I must say that the whole operation of this particular slaughterhouse was very impressive. Managed by professionals who respect the animals.

Unfortunately I was unable to take any photographs inside but I did take a couple of pictures of the abattoir entrance which are quite unnerving.


Friday, 21 October 2011

On the farm at Stichelton


Stichelton's gentle giant.


The Stichelton girl's queuing up to be milked.


 Theres no stopping Val!


A very young bull calf.


Tom's new found friend!


 The girl's deservedly munching away after donating their lovely milk.


Animal love!


The girl's rushing in to the milking parlour.





 "I think I've finished!"





Thursday, 20 October 2011

Since my last post we have made a few different cheeses all made with fresh, raw cows milk from stichelton dairy. Firstly we made a couple of different lactic cheeses, both with the same starter culture but only one with rennet so that comparisons could be made. Once coagulated we cut the curd and hung them up in a muslin bag to drain overnight. The next morning we salted the lactic cheese and tasted them straight away! There was an interesting comparison between the two, the one with rennet taking on more lemony notes and having a firmer consistency where as the one without rennet was quite acidic.

We also made a Cheddar which will be hopefully ready in time for our graduation ceremony next year!
We started by adding a freeze dried starter to the milk at 32˚C to acidify the milk, turning the lactose into lactic acid. After about 40 minutes the traditional animal rennet was added and then stirred for 5-10 minutes and left to coagulate. Once you could slide your finger underneath the now 'jelly like' curd and lift it to reveal a clean break in the curd it was ready to cut (This takes about an hour). We cut the curd into small 'cube like' pieces and raised the temperature of the vat to 40˚C to scald the curds which are constantly stirred for around an hour. The scalding of the curd allows it to form a thin skin and firm up as not to realise too much moisture, otherwise you will end up with a dry cheese. We then proceeded to drain the whey leaving us with the curds in the bottom of the vat. All this time we were checking the level of acidity in the whey making sure that the culture we added to the milk was doing its job. The test you use to do this is called a titrateable acidity test which involves adding a few drops of phenolphthalein solution to 10ml of whey and then sodium hydroxide is dripped into the whey until they react and the whey solution turns pale pink, holing for around 15 seconds. The amount of sodium hydroxide you have added to the whey solution will give you a measure of the lactic acid in your curds.

The curds are piled up and left to form together, they are then cut into bricks and turned, all the time keeping them close to one another as not to let them get to cold so that the culture may get drowsy and slow down the rate of acidification. Once the bricks of curd have been turned and the whey tested several times their consistency has changed from 'spongy' to 'chicken fillet like'. The curd should now be at the acidity level you want it to be, in this case about 4.5%.
The curds have now turned from bricks into knitted slabs and are ready to be put through a mill where 2% of dry salt is added and mixed with the curds.
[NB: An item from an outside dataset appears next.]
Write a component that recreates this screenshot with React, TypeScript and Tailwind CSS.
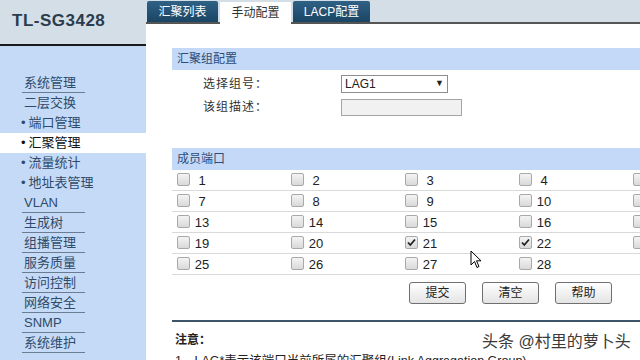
import React from 'react';

const FONT = '"Liberation Sans", "Noto Sans CJK SC", sans-serif';

type MenuItem = { label: string; sub?: boolean; active?: boolean; line?: boolean };

const menu: MenuItem[] = [
    { label: '系统管理', line: true },
    { label: '二层交换' },
    { label: '端口管理', sub: true },
    { label: '汇聚管理', sub: true, active: true },
    { label: '流量统计', sub: true },
    { label: '地址表管理', sub: true },
    { label: 'VLAN', line: true },
    { label: '生成树', line: true },
    { label: '组播管理', line: true },
    { label: '服务质量', line: true },
    { label: '访问控制', line: true },
    { label: '网络安全', line: true },
    { label: 'SNMP', line: true },
    { label: '系统维护', line: true },
];

const checked = [21, 22];

const Checkbox: React.FC<{ on?: boolean }> = ({ on }) => (
    <span className="relative inline-block w-[13px] h-[13px] rounded-[2px] border border-[#a9a9a9] bg-gradient-to-b from-[#f4f4f4] to-[#d9d9d9] shrink-0">
        {on && (
            <svg viewBox="0 0 13 13" className="absolute -left-[1px] -top-[1px] w-[13px] h-[13px]">
                <path d="M3 6.5 L5.3 9 L10 3.5" fill="none" stroke="#222" strokeWidth="1.8" />
            </svg>
        )}
    </span>
);

const Tab: React.FC<{ label: string; width: string }> = ({ label, width }) => (
    <div
        className={`${width} h-[21px] bg-gradient-to-b from-[#2f6186] to-[#1b4564] text-white text-[12px] flex items-center justify-center rounded-t-[2px]`}
    >
        {label}
    </div>
);

export default function App() {
    // 5 columns visible; the 5th shows only its checkbox at the window edge
    const rows: number[][] = [];
    for (let r = 0; r < 5; r++) {
        const row: number[] = [];
        for (let c = 0; c < 5; c++) {
            const n = r * 6 + c + 1;
            if (n <= 28) row.push(n);
        }
        rows.push(row);
    }

    return (
        <div className="relative w-[640px] h-[360px] overflow-hidden flex bg-white" style={{ fontFamily: FONT }}>
            {/* Sidebar */}
            <div className="w-[146px] shrink-0 flex flex-col bg-[#c5daf6]">
                <div className="h-[46px] shrink-0 bg-[#d4dee6] border-b-2 border-[#1a1a1a] flex items-center pl-[12px] pb-[2px]">
                    <span className="text-[17px] font-bold text-[#2b3c4e] tracking-[0.5px]">TL-SG3428</span>
                </div>
                <div className="pt-[27px] flex flex-col shrink-0">
                    {menu.map(item => (
                        <div
                            key={item.label}
                            className={`h-[20px] shrink-0 flex items-center ${item.active ? 'bg-white' : ''}`}
                        >
                            {item.sub ? (
                                <span className={`pl-[21px] text-[13px] ${item.active ? 'text-[#111]' : 'text-[#2e4b6b]'}`}>
                                    <span className="mr-[3px]">•</span>
                                    {item.label}
                                </span>
                            ) : (
                                <span
                                    className={`ml-[22px] w-[63px] pl-[2px] h-[20px] leading-[19px] text-[13px] text-[#2e4b6b] ${item.line ? 'border-b border-[#6a7c92]' : ''}`}
                                >
                                    {item.label}
                                </span>
                            )}
                        </div>
                    ))}
                </div>
            </div>

            {/* Main */}
            <div className="flex-1 flex flex-col min-w-0">
                <div className="h-[24px] shrink-0 bg-[#d4dee6] flex items-end pl-[1px] gap-[2px] border-b-2 border-[#555]">
                    <Tab label="汇聚列表" width="w-[71px]" />
                    <div className="w-[71px] h-[22px] -mb-[2px] bg-white text-[#333] text-[12px] flex items-center justify-center">
                        手动配置
                    </div>
                    <Tab label="LACP配置" width="w-[77px]" />
                </div>

                <div className="pl-[26px] pt-[24px] flex flex-col">
                    {/* 汇聚组配置 */}
                    <div className="h-[22px] bg-[#c3d9f7] flex items-center pl-[5px] text-[12px] text-[#2e4c78]">汇聚组配置</div>
                    <div className="h-[24px] flex items-center mt-[2px]">
                        <span className="w-[169px] pl-[31px] text-[12px] text-[#333] tracking-[1px]">选择组号：</span>
                        <div className="w-[107px] h-[18px] border border-[#8e8e8e] flex items-center justify-between px-[3px] text-[12px] text-[#222]">
                            <span>LAG1</span>
                            <span className="text-[9px]">▼</span>
                        </div>
                    </div>
                    <div className="h-[22px] flex items-center">
                        <span className="w-[169px] pl-[31px] text-[12px] text-[#333] tracking-[1px]">该组描述：</span>
                        <div className="w-[121px] h-[17px] border border-[#a5a5a5] bg-[#f1f1f1]" />
                    </div>

                    {/* 成员端口 */}
                    <div className="mt-[30px] h-[22px] bg-[#c3d9f7] flex items-center pl-[5px] text-[12px] text-[#2e4c78]">成员端口</div>
                    <div className="flex flex-col">
                        {rows.map((row, i) => (
                            <div key={i} className="h-[21px] flex items-center border-b border-[#d9d9d9]">
                                {row.map((n, c) => (
                                    <div key={n} className="w-[114px] shrink-0 flex items-center pl-[5px] pb-[2px]">
                                        <Checkbox on={checked.includes(n)} />
                                        {c < 4 && (
                                            <span className="w-[18px] ml-[2px] text-center text-[13px] text-[#222] translate-y-[2px] pl-[2px]">
                                                {n}
                                            </span>
                                        )}
                                    </div>
                                ))}
                            </div>
                        ))}
                    </div>

                    {/* Buttons */}
                    <div className="flex gap-[16px] pl-[237px] mt-[7px]">
                        {['提交', '清空', '帮助'].map(b => (
                            <button
                                key={b}
                                className="w-[57px] h-[22px] rounded-[3px] border border-[#6f6f6f] bg-gradient-to-b from-white to-[#e4e4e4] text-[12px] text-[#222]"
                            >
                                {b}
                            </button>
                        ))}
                    </div>

                    <div className="mt-[16px] h-[2px] bg-[#3d5368]" />
                    <div className="pt-[9px] pl-[3px] text-[12px] font-bold text-[#222]">注意：</div>
                    <div className="pt-[3px] pl-[3px] text-[12.5px] text-[#222] whitespace-nowrap">
                        1、LAG*表示该端口当前所属的汇聚组(Link Aggregation Group)
                    </div>
                </div>
            </div>

            {/* Watermark */}
            <div className="absolute left-[482px] top-[330px] text-[16px] text-[#3a3a3a] whitespace-nowrap" style={{ textShadow: '0 0 2px #fff' }}>
                头条 @村里的萝卜头
            </div>

            {/* Mouse cursor */}
            <svg viewBox="0 0 12 19" className="absolute left-[470px] top-[250px] w-[12px] h-[19px]">
                <path d="M1 1 L1 15 L4.5 11.5 L7 17.5 L9 16.5 L6.5 10.8 L11 10.8 Z" fill="#fff" stroke="#000" strokeWidth="1" />
            </svg>
        </div>
    );
}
The curds are now ready to be put into the cloth lined moulds and are pressed overnight.
The next day we removed the cheese from the moulds, larded and clothbound them. They will then be matured at around 12-13˚C in about 90% humidity and fingers crossed they will taste great in around ten months time!

Monday, 10 October 2011

Today was our first introduction into cheese making with the lovely Val Bines! Quite a character I must say, so knowledgable it's amazing! I feel very privileged to have her as my teacher.
I learnt a great deal today and I am just fascinated by the whole industry. We rounded the day off with a cheese plate, tasting our way around some of the finest artisan cheeses Britain has to offer. The Tunworth which I am very accustomed to was absolutely on fire-tasted amazing!

Saturday, 8 October 2011

The School Of Artisan Food


Here we all are! New students and teachers at The School Of Artisan Food 2011/2012. I am third in on the back left.